__OBJECTIVE__: Print the listing from its top line through the line containing "import clsx from", nothing more, and leave out the pictures.

● ● ●

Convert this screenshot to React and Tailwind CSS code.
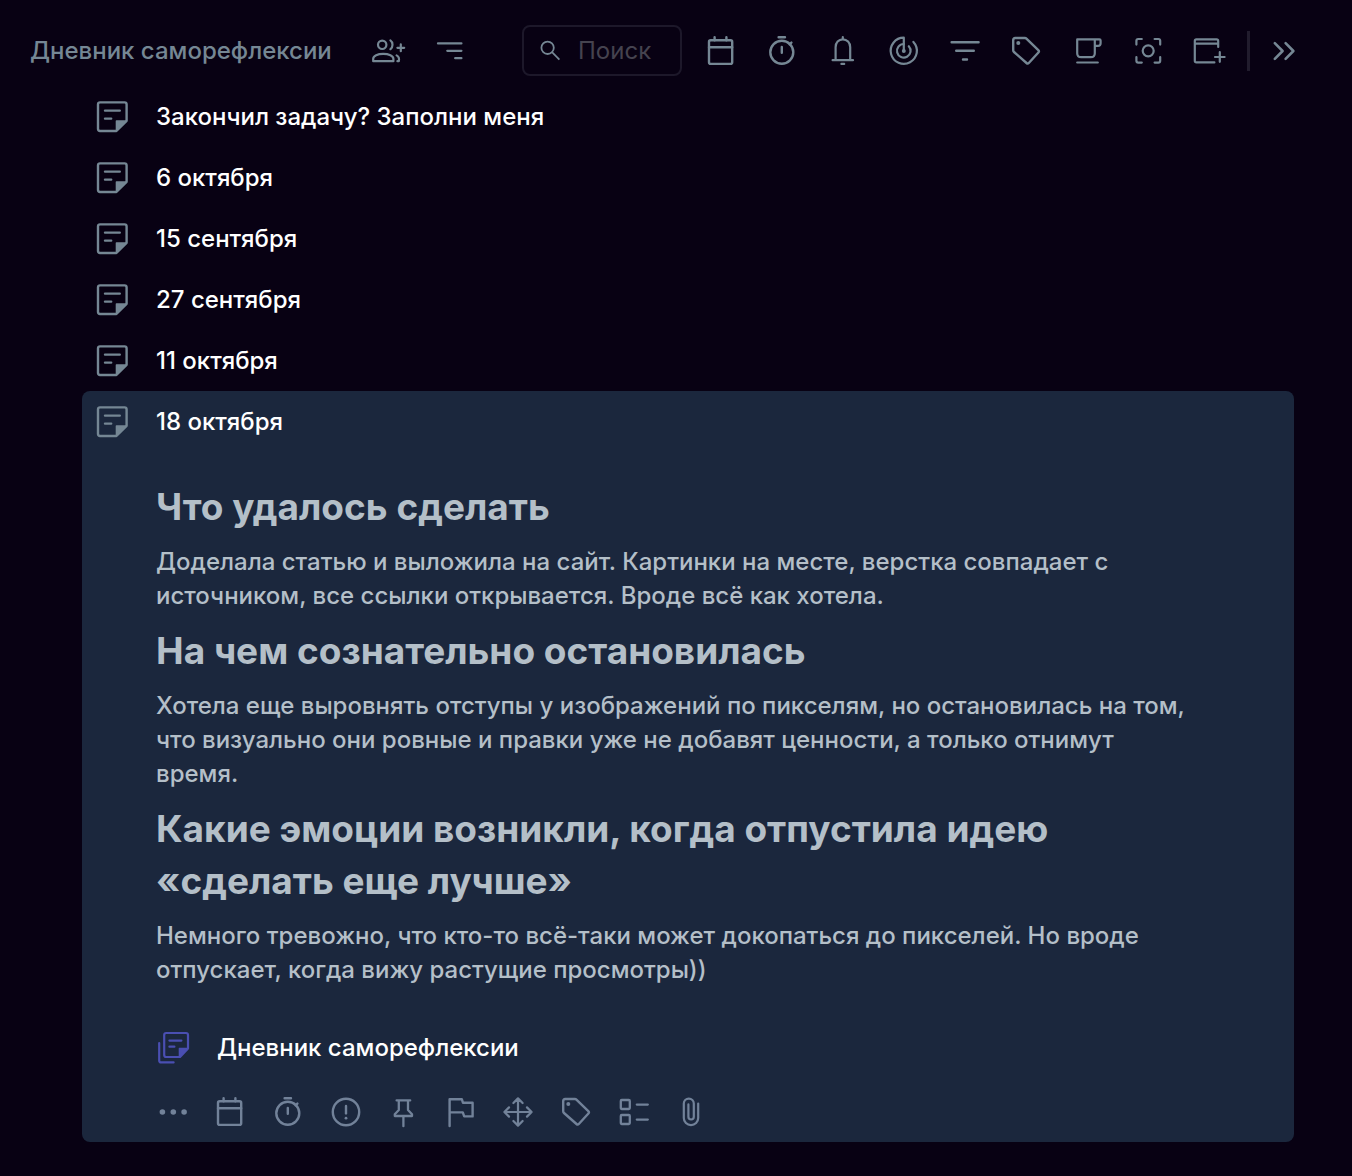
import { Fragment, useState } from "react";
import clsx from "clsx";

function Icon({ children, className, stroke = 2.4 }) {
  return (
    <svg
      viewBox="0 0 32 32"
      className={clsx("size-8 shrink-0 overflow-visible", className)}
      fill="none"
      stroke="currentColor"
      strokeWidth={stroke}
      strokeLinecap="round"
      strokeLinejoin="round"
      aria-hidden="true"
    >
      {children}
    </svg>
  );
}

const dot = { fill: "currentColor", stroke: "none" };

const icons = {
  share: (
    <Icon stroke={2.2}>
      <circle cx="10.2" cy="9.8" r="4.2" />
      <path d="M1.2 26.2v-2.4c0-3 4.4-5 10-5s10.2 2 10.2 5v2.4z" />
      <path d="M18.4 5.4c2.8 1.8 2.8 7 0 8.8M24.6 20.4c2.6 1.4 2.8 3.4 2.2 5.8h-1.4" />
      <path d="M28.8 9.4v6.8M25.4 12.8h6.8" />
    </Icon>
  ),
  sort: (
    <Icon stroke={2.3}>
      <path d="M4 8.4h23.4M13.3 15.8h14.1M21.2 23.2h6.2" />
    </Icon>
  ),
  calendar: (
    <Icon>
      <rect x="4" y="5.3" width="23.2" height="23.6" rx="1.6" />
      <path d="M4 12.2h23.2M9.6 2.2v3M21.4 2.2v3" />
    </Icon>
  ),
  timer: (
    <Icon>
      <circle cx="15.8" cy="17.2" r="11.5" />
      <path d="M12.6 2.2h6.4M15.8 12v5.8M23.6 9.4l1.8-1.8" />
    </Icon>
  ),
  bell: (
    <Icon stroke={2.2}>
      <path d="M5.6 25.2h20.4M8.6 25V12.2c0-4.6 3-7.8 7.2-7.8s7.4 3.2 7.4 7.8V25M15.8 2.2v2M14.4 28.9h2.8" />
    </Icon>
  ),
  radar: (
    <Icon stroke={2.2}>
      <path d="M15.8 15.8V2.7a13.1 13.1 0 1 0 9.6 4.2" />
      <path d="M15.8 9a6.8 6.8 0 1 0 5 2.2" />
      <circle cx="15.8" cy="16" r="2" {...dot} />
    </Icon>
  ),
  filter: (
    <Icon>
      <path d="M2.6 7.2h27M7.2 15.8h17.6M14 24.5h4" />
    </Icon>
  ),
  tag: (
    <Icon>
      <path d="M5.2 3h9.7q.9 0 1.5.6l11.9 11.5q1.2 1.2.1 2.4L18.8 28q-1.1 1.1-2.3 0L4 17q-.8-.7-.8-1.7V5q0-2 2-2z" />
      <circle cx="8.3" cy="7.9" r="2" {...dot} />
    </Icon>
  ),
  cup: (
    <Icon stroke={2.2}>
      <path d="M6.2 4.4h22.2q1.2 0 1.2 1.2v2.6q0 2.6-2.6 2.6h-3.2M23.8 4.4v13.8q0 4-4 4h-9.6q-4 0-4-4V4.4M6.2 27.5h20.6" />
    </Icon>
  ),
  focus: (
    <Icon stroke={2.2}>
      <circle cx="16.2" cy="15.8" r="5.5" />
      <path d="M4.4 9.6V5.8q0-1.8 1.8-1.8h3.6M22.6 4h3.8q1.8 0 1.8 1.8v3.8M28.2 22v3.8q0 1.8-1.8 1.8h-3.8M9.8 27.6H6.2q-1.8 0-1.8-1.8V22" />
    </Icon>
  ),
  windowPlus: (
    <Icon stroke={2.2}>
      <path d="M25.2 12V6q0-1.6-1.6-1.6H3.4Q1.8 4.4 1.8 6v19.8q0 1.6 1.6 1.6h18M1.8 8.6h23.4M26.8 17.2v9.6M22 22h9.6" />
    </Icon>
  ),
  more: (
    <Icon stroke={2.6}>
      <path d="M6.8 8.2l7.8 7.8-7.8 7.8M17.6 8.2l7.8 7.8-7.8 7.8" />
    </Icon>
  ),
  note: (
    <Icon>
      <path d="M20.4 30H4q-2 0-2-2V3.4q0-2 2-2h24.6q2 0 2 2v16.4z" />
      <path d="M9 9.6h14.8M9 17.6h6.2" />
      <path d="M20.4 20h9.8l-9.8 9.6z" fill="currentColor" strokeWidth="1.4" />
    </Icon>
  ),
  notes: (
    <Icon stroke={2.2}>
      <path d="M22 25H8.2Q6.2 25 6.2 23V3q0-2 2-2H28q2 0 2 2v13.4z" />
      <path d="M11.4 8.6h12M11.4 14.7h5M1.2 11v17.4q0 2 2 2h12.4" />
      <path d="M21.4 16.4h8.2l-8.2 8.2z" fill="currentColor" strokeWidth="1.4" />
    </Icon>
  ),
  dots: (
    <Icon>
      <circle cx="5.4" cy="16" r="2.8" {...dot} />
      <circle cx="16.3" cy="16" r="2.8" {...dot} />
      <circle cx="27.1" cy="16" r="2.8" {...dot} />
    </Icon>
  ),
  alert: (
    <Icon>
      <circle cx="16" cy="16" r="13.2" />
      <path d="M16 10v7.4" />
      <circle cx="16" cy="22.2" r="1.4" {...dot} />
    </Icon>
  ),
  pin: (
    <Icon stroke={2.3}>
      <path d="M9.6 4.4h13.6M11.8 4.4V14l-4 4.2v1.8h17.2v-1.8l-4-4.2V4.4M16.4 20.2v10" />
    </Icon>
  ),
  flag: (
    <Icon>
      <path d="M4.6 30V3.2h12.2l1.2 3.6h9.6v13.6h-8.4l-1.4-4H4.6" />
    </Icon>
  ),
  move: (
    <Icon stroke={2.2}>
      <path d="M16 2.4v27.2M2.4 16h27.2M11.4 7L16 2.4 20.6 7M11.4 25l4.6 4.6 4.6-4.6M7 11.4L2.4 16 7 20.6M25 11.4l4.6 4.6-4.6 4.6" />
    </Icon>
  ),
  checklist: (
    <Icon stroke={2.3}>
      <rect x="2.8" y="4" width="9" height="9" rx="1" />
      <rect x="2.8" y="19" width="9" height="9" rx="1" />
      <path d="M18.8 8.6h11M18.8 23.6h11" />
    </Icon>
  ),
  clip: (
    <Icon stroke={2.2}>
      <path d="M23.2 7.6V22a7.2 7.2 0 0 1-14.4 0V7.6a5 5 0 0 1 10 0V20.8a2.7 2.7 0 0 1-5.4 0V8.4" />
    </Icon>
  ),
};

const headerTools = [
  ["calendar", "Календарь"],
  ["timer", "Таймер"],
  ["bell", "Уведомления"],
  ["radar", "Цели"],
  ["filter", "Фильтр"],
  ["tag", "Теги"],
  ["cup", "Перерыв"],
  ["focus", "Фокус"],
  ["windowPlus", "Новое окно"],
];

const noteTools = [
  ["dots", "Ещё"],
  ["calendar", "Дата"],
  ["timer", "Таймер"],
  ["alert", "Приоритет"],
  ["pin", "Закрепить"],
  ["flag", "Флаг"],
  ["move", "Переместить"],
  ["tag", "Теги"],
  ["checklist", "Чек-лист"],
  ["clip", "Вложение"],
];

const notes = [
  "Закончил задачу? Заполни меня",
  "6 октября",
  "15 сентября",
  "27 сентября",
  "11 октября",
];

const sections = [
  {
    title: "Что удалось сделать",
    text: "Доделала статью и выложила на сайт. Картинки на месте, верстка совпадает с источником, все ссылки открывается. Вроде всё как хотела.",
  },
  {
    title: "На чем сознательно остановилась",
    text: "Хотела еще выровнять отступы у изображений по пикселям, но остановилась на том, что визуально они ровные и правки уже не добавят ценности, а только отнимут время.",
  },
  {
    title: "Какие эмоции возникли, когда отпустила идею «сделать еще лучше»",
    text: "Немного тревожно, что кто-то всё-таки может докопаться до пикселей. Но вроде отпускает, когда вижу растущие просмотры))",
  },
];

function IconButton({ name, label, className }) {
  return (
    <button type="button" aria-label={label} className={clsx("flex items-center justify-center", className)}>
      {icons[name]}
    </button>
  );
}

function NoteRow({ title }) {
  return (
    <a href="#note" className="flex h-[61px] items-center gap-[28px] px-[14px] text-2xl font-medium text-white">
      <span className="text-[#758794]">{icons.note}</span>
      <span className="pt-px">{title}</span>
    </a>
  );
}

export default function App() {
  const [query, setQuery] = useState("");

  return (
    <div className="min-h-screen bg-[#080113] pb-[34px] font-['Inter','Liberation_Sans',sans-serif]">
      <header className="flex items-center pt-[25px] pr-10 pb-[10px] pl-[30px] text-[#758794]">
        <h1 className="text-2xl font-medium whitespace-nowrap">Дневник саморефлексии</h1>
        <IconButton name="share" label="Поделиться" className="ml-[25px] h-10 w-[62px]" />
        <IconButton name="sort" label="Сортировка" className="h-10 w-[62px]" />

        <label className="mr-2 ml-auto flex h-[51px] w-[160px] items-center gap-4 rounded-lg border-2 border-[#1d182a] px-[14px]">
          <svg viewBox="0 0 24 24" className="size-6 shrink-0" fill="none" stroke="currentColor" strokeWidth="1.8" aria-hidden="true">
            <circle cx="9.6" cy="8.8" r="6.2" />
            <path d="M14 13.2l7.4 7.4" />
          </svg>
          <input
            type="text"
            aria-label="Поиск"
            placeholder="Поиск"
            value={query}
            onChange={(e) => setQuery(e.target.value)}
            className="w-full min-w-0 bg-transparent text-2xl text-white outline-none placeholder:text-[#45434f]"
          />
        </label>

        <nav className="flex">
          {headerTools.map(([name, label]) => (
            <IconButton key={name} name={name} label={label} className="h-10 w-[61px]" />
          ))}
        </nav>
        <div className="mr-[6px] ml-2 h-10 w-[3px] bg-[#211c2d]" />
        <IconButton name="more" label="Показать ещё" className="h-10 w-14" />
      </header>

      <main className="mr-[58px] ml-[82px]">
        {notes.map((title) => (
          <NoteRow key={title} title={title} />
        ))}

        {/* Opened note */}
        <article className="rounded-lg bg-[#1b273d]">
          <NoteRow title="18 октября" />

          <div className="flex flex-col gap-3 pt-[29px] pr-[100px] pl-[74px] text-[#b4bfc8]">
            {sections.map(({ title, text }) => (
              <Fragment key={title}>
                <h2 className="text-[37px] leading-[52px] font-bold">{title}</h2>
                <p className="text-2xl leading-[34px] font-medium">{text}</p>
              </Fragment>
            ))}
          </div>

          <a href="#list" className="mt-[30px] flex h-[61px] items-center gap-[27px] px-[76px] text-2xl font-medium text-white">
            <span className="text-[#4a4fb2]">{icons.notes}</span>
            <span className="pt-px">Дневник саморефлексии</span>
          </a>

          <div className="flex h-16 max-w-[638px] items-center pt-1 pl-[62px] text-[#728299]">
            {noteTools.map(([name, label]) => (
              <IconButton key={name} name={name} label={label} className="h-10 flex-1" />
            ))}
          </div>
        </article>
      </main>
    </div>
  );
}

● ● ●

__EXERCISE OUTPUT__:
Convert this screenshot to React and Tailwind CSS code.
import { Fragment, useState } from "react";
import clsx from "clsx";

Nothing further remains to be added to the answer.